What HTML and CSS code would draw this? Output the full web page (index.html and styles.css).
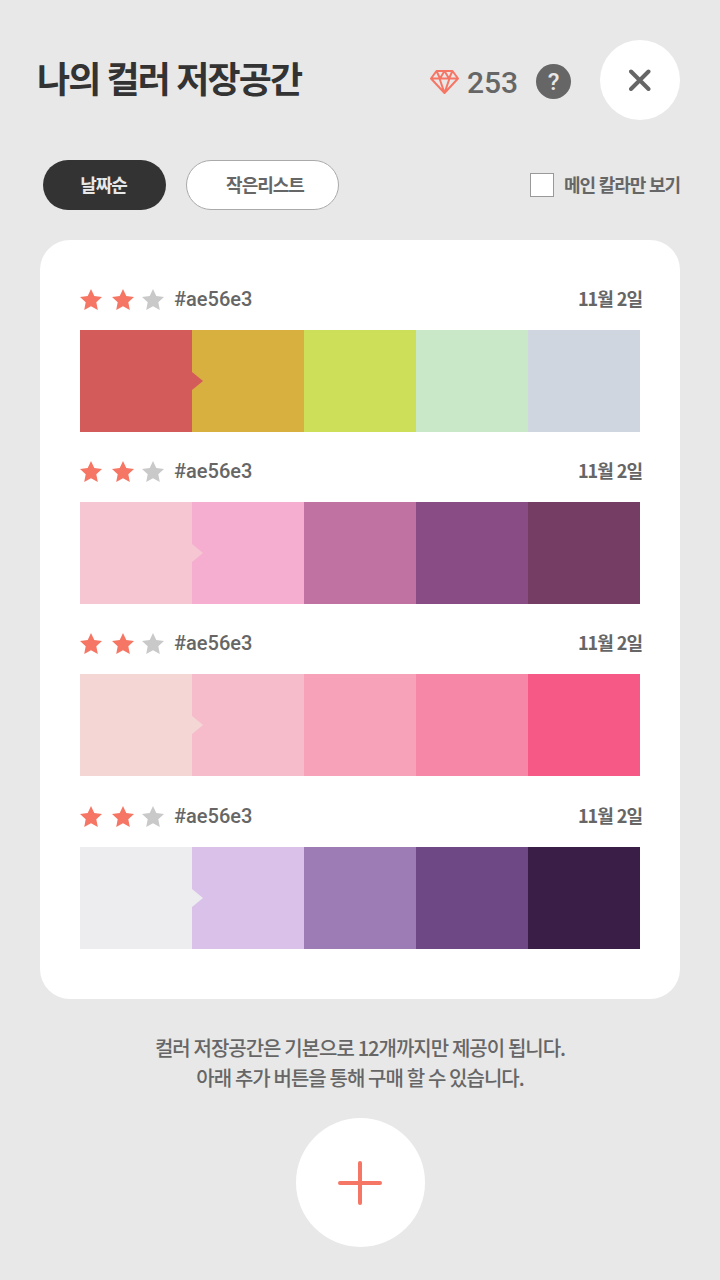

——————————

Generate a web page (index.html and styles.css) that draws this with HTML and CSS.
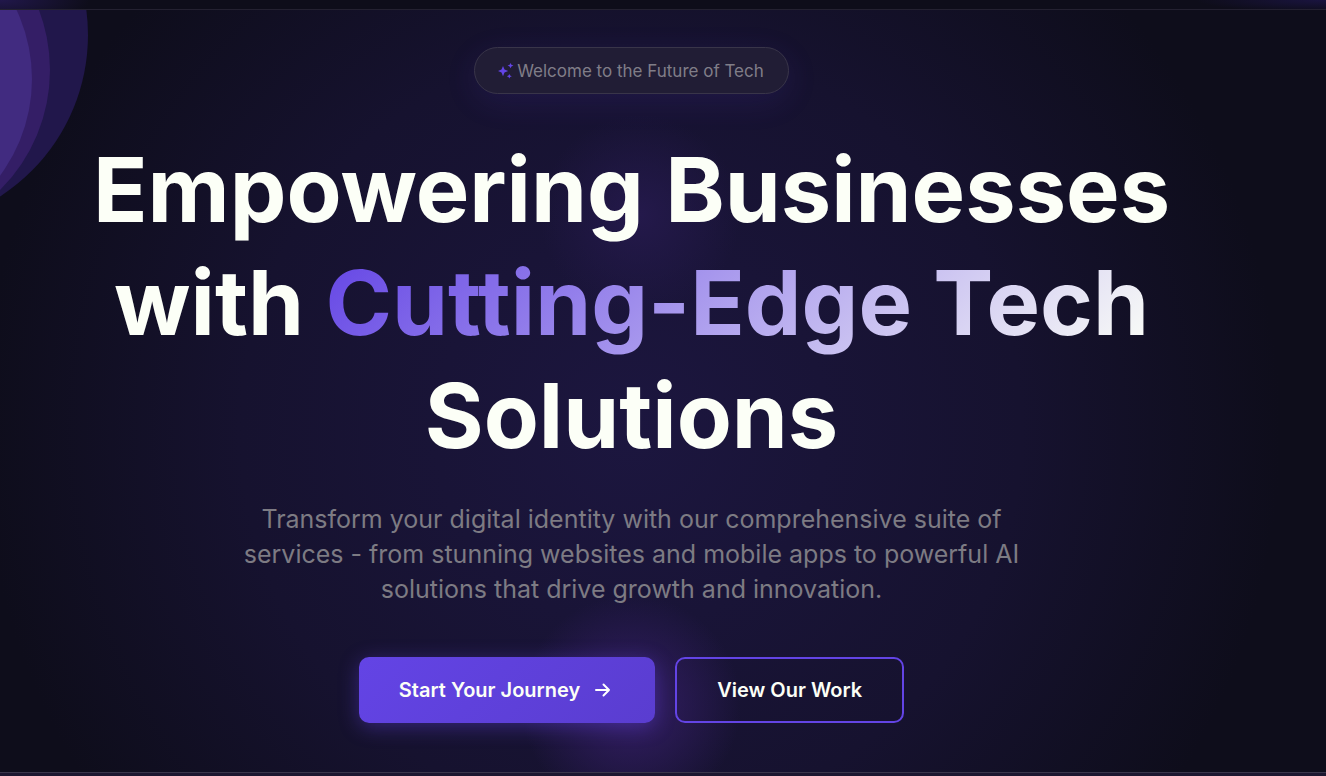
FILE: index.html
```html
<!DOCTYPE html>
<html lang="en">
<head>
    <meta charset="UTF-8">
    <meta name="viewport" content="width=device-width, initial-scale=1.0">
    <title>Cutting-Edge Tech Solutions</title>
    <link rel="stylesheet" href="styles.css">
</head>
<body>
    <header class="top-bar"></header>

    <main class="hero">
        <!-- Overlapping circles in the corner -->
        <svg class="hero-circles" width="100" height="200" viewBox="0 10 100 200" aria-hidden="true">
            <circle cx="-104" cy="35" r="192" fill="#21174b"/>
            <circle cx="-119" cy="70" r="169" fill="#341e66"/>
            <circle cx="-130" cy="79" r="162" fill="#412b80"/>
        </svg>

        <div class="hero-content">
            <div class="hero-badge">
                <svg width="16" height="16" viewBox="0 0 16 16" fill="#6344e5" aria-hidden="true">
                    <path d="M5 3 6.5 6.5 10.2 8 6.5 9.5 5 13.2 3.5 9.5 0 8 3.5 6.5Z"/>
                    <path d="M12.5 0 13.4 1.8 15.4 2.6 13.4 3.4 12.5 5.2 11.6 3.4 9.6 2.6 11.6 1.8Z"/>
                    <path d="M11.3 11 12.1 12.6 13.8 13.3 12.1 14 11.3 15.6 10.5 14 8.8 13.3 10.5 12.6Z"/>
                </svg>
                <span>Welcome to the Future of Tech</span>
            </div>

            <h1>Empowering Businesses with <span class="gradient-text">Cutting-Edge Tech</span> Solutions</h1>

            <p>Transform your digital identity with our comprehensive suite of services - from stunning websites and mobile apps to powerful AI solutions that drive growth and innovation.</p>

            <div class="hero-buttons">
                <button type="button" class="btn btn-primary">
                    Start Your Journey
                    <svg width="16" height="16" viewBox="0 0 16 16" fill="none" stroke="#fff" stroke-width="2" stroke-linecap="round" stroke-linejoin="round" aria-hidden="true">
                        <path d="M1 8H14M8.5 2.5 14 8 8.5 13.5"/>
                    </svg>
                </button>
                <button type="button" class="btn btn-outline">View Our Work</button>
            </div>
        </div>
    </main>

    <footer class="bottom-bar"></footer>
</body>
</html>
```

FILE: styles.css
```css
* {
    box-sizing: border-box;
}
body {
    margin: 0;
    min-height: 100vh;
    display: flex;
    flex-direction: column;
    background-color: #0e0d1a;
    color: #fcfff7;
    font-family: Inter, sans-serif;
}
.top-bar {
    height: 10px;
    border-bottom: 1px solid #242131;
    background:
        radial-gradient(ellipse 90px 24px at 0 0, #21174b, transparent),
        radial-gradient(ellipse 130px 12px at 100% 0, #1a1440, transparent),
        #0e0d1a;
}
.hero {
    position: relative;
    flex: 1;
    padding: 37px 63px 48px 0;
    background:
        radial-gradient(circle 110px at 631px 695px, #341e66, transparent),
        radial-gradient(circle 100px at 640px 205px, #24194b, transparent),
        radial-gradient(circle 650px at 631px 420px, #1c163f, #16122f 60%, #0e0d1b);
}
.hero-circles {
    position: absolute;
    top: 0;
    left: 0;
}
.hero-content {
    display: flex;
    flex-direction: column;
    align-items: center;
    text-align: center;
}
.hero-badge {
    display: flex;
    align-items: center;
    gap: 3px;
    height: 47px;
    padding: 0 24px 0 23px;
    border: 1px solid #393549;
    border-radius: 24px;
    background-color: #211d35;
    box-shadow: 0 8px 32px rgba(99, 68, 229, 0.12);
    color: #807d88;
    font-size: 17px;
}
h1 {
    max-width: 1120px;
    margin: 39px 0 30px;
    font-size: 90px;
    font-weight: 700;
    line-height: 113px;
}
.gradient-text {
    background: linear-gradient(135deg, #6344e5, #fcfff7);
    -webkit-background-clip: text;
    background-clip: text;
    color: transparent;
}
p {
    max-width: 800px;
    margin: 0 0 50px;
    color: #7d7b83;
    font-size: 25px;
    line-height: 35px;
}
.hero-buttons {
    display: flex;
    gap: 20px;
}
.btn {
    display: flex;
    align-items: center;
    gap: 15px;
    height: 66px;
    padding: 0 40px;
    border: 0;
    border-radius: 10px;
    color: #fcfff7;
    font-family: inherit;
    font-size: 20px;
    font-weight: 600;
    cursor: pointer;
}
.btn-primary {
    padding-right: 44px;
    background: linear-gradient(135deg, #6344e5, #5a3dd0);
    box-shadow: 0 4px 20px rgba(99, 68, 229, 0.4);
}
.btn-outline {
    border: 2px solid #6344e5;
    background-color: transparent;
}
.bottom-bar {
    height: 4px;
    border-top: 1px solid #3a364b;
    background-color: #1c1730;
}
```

——————————

**What needs to be done**
In the entries above, identify every line with the string "styles".

**Answer for this exercise**
What HTML and CSS code would draw this? Output the full web page (index.html and styles.css).
Generate a web page (index.html and styles.css) that draws this with HTML and CSS.
    <link rel="stylesheet" href="styles.css">
FILE: styles.css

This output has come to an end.